## [Stated exercise]
Check each line of the records for "this"; collect those that have it.

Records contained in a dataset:
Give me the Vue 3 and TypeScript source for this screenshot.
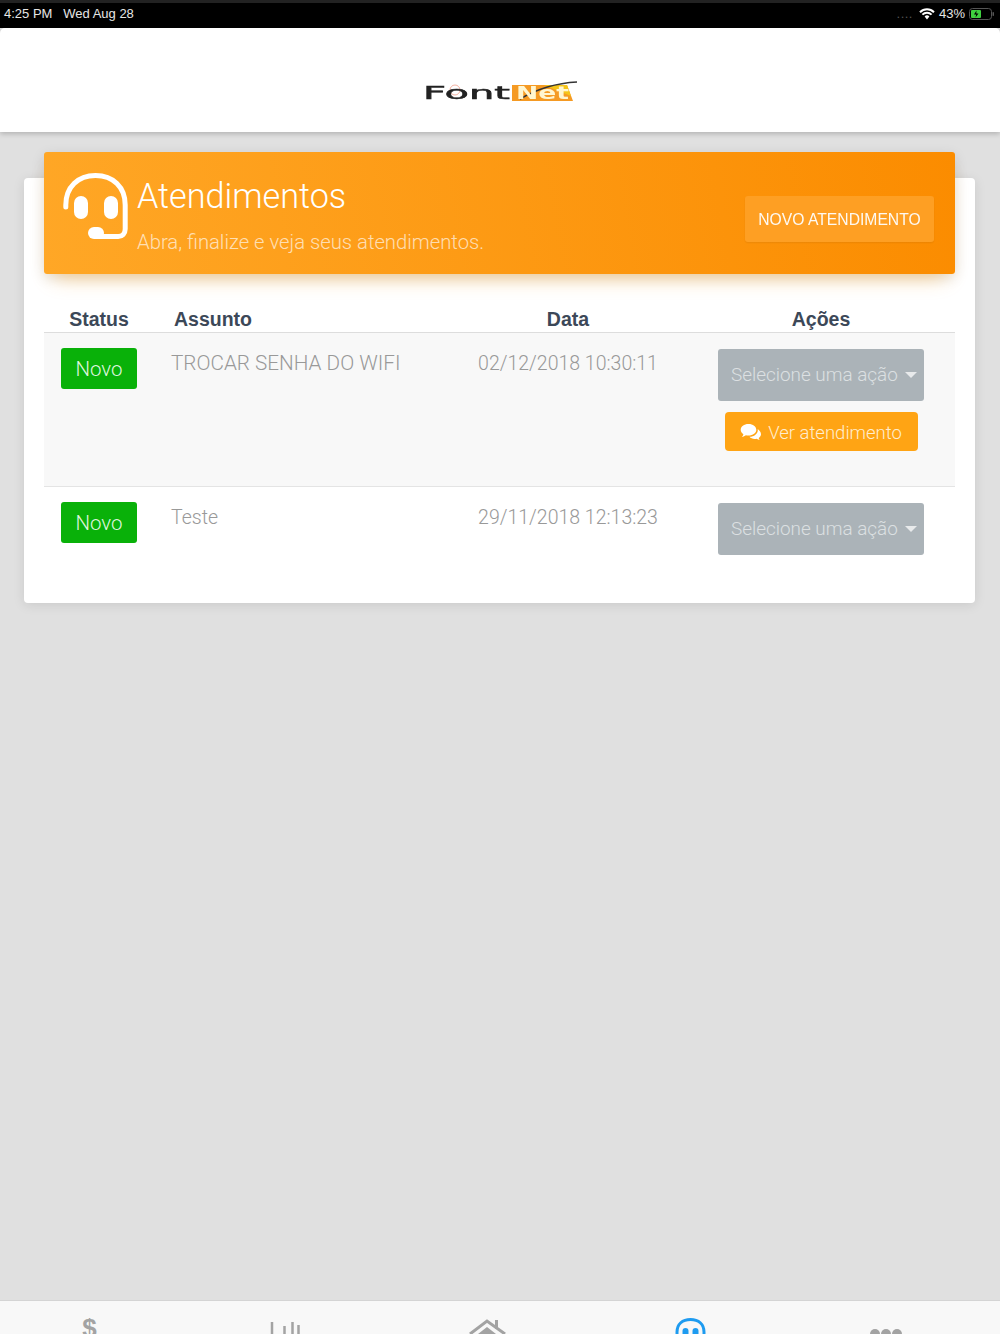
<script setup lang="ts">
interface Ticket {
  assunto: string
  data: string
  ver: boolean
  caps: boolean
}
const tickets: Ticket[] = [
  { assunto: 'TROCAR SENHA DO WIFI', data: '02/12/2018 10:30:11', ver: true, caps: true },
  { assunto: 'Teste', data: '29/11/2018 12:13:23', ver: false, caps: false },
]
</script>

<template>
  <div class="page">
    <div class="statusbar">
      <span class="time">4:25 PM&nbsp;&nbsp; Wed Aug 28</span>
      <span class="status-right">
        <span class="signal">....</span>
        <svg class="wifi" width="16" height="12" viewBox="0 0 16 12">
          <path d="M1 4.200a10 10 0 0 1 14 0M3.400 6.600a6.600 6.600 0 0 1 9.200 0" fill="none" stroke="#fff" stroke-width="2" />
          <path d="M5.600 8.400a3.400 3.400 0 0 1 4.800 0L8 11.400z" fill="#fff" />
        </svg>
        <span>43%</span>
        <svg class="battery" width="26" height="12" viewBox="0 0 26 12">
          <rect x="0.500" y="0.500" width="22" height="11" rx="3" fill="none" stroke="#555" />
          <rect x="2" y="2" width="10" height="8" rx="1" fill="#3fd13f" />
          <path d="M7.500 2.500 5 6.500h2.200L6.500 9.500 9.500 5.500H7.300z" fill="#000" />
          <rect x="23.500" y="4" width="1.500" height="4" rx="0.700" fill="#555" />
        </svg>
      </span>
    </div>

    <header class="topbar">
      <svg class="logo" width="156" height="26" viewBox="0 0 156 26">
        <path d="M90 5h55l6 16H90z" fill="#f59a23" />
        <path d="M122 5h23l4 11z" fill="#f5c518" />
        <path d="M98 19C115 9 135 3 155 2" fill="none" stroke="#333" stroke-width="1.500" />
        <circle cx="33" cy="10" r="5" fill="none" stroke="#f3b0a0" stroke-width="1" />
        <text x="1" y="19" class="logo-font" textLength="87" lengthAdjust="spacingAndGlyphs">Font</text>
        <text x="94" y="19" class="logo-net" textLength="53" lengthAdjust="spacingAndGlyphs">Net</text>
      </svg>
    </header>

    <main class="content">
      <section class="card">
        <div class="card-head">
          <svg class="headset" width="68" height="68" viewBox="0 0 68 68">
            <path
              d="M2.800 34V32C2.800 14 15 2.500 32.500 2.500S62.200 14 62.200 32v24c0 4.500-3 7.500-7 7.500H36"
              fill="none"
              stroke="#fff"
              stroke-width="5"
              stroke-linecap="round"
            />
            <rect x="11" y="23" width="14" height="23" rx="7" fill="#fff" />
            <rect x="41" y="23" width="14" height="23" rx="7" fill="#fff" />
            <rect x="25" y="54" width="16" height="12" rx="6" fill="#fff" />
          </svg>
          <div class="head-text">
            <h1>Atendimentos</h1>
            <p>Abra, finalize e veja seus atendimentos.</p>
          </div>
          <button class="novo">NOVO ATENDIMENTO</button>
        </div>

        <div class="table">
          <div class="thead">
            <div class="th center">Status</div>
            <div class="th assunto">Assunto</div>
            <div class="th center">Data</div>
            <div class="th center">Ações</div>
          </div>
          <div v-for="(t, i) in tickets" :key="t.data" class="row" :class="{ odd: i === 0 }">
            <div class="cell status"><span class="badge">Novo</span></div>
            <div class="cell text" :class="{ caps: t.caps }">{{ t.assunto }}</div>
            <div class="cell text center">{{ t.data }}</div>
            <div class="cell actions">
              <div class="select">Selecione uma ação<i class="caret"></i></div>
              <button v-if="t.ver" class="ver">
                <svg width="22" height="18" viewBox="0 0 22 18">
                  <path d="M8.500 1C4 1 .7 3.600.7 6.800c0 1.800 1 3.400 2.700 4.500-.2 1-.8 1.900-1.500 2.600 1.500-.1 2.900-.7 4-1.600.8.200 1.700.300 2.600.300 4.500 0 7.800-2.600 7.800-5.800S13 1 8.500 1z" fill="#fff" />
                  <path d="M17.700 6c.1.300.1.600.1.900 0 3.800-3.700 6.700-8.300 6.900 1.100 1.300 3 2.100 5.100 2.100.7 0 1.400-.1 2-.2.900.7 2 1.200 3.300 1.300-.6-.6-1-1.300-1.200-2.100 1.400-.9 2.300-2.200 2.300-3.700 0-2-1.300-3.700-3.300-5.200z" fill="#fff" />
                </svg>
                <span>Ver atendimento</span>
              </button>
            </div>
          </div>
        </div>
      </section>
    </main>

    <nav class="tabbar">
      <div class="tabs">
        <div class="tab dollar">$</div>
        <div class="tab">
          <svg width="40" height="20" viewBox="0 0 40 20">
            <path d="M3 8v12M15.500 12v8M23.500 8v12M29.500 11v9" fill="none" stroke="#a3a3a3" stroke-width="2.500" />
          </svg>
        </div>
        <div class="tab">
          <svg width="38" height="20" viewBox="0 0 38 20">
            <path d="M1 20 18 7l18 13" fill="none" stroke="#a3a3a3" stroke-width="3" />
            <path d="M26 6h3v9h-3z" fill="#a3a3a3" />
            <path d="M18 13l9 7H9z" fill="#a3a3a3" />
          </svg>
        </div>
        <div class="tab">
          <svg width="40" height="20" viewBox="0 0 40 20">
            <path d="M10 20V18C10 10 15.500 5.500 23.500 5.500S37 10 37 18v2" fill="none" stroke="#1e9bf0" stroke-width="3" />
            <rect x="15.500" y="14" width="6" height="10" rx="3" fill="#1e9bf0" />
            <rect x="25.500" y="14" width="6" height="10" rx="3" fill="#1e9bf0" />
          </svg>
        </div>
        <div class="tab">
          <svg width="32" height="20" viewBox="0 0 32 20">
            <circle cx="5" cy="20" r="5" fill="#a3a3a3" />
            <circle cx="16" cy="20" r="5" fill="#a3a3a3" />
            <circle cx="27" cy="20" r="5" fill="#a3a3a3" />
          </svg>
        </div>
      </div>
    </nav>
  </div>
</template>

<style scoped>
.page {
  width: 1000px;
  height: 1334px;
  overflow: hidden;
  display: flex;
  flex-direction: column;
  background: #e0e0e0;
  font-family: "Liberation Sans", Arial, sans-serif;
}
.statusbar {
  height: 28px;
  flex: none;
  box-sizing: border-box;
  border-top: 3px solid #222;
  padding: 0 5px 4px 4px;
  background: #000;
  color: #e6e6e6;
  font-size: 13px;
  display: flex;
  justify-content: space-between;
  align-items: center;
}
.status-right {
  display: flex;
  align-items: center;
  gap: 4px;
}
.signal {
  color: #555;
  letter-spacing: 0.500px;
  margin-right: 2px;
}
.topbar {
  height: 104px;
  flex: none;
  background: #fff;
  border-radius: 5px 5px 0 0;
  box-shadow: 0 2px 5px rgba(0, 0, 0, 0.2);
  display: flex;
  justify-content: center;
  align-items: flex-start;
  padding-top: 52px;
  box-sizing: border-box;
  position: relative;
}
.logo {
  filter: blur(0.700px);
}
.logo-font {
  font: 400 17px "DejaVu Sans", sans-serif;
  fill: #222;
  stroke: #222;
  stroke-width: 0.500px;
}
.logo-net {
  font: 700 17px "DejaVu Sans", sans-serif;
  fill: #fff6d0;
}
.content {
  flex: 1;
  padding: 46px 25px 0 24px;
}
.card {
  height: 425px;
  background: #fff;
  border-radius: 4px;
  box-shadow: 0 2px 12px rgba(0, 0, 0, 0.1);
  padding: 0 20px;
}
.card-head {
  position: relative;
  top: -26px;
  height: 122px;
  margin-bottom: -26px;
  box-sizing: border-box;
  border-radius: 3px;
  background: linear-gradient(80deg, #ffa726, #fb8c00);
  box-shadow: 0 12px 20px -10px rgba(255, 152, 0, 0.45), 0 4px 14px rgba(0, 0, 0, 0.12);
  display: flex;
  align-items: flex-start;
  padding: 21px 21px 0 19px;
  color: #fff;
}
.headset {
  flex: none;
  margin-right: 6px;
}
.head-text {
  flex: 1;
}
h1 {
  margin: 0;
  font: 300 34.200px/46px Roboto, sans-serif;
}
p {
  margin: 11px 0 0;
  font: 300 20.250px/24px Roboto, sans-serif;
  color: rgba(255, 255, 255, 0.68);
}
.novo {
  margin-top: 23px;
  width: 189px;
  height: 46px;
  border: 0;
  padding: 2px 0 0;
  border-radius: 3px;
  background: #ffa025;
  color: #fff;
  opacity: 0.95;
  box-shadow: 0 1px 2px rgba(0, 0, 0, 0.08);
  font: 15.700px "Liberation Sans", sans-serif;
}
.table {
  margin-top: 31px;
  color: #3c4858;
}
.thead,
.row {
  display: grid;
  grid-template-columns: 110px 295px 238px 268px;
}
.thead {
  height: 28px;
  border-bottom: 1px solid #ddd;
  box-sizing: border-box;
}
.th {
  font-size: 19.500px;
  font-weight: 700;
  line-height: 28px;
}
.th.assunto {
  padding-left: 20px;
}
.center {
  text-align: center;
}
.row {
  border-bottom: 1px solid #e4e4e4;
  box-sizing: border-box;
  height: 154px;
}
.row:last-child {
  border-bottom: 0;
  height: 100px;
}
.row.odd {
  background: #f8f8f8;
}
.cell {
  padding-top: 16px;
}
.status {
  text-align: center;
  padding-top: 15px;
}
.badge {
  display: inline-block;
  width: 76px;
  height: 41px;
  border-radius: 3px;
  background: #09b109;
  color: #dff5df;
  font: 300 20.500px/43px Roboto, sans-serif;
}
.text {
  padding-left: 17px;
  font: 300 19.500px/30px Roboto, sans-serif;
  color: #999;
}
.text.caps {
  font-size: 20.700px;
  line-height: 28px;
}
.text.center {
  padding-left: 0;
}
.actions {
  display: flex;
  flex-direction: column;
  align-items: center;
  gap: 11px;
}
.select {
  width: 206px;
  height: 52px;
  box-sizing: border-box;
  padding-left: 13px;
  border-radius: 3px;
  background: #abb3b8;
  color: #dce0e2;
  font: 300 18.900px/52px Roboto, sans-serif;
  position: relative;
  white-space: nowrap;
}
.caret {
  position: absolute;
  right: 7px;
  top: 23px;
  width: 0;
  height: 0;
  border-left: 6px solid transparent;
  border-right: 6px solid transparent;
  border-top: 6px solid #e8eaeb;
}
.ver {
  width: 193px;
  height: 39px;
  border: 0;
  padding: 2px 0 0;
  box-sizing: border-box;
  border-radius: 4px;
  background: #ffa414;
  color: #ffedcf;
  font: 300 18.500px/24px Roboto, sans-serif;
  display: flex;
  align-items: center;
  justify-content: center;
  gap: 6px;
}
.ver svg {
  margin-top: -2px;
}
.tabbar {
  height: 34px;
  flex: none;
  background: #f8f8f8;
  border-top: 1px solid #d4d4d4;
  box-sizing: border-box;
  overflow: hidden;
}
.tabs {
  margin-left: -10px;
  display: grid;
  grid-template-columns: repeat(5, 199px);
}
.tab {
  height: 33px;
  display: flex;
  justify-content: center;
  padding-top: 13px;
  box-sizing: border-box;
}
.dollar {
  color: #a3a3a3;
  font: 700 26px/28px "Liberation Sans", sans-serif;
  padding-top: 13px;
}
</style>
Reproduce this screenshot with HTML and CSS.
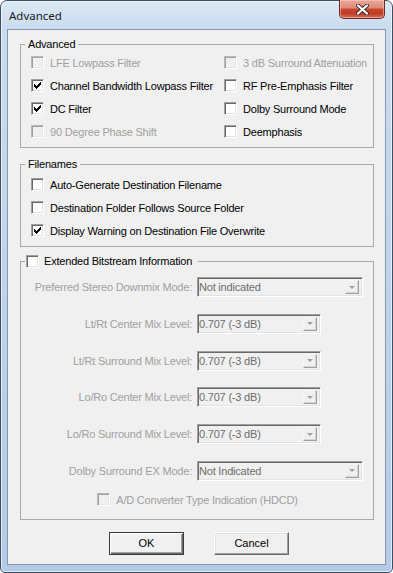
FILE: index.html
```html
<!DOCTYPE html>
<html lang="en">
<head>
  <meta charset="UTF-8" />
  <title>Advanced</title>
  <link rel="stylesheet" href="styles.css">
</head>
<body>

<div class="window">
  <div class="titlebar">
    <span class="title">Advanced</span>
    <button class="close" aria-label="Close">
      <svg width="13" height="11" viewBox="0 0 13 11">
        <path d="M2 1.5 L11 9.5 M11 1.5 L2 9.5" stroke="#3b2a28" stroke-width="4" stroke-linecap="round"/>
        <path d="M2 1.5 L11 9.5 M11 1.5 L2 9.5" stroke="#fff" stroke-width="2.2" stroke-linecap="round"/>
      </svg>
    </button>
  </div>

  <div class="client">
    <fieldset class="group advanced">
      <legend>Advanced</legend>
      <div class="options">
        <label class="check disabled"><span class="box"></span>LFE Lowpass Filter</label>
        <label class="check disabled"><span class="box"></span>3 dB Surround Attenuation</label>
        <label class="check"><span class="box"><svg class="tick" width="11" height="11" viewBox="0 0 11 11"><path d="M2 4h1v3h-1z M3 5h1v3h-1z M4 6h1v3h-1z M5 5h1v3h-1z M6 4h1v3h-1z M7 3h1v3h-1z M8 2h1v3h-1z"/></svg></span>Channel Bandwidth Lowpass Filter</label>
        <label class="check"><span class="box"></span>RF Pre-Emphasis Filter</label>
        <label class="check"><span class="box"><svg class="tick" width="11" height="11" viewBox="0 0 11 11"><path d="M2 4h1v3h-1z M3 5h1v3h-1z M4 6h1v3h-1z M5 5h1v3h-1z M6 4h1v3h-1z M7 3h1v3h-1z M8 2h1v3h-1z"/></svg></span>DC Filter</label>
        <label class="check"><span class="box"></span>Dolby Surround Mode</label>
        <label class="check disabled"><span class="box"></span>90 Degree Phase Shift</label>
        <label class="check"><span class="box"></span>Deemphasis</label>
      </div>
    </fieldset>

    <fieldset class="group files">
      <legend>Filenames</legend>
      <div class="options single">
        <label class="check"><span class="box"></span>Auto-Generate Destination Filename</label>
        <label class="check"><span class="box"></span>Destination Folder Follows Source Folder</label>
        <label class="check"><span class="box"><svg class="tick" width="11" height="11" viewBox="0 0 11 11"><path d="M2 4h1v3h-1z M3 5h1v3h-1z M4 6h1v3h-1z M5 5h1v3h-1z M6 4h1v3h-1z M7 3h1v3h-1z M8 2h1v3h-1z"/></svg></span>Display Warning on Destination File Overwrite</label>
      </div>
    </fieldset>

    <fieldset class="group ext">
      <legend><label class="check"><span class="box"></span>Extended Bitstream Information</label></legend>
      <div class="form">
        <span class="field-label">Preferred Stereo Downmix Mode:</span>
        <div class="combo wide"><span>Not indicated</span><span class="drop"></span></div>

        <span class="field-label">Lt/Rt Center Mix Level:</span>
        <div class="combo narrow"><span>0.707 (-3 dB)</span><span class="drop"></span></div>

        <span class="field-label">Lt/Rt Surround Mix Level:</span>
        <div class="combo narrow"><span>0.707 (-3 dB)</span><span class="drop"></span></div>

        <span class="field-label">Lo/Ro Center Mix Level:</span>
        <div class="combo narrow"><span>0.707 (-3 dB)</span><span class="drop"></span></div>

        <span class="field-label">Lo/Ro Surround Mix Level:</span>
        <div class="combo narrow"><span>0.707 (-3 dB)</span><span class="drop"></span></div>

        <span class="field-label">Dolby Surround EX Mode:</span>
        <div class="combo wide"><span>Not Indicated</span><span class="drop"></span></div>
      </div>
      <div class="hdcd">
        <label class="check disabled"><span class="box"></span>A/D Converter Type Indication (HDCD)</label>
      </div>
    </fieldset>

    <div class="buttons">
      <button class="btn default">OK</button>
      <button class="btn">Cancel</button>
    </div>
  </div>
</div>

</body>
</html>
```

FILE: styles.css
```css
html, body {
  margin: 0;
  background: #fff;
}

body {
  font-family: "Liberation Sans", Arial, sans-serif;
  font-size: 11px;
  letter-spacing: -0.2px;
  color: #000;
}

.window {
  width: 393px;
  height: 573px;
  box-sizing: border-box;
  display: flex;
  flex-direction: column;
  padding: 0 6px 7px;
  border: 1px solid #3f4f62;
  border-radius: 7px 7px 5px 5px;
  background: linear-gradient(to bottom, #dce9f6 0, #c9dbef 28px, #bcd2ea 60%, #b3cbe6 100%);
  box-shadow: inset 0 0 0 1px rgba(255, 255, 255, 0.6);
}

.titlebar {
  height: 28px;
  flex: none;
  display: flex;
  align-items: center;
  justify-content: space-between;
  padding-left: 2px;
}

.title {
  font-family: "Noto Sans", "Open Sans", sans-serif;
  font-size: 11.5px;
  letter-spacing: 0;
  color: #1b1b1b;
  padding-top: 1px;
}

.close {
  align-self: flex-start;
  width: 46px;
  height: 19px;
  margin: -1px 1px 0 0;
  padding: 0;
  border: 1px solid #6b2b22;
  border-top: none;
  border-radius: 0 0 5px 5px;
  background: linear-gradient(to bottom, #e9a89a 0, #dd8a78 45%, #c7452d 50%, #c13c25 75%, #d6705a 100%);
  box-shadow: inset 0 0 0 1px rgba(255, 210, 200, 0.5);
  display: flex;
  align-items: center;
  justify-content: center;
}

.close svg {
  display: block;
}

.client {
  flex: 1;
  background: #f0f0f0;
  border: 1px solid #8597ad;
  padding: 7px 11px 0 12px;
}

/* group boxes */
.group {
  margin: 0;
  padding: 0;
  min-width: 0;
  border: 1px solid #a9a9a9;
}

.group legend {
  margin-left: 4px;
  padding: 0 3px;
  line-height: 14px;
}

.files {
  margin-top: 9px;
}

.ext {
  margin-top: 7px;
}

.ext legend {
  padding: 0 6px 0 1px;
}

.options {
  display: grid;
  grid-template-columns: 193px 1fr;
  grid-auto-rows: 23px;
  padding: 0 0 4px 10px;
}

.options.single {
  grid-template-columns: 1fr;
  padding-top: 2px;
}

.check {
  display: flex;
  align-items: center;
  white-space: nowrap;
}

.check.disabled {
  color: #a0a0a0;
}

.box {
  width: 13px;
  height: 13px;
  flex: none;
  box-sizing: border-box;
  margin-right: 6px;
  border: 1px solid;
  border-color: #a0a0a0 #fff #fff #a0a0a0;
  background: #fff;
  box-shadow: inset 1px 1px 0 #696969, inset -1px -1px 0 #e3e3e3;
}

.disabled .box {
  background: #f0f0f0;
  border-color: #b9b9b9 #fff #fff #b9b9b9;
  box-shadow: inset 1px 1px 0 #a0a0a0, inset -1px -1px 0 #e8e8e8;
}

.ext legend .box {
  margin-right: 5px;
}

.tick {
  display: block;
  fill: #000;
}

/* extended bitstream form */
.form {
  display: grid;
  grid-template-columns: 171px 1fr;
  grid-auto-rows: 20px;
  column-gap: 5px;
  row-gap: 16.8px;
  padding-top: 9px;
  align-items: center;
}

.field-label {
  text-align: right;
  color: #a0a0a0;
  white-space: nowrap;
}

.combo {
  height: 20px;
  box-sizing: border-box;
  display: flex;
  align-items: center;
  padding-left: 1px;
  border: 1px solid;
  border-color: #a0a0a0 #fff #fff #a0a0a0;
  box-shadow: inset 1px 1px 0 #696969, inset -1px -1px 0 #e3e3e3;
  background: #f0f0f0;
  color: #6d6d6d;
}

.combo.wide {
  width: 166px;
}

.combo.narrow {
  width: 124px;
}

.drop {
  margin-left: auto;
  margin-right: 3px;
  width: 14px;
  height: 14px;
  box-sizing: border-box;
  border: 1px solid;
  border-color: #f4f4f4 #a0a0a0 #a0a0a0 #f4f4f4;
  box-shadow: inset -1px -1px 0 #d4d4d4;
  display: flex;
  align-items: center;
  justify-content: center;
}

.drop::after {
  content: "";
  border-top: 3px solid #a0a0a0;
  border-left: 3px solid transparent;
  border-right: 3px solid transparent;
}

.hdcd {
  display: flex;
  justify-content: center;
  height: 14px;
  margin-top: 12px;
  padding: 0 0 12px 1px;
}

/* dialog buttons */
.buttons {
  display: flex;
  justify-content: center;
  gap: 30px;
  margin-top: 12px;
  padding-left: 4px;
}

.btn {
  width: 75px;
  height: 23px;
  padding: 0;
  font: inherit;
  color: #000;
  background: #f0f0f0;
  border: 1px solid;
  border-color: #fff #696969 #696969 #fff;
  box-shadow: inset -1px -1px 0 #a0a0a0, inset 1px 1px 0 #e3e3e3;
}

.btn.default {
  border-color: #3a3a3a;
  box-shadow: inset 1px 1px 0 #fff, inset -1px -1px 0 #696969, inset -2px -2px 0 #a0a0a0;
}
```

## [Exercise result]
Give me the Vue 3 and TypeScript source for this screenshot.
Reproduce this screenshot with HTML and CSS.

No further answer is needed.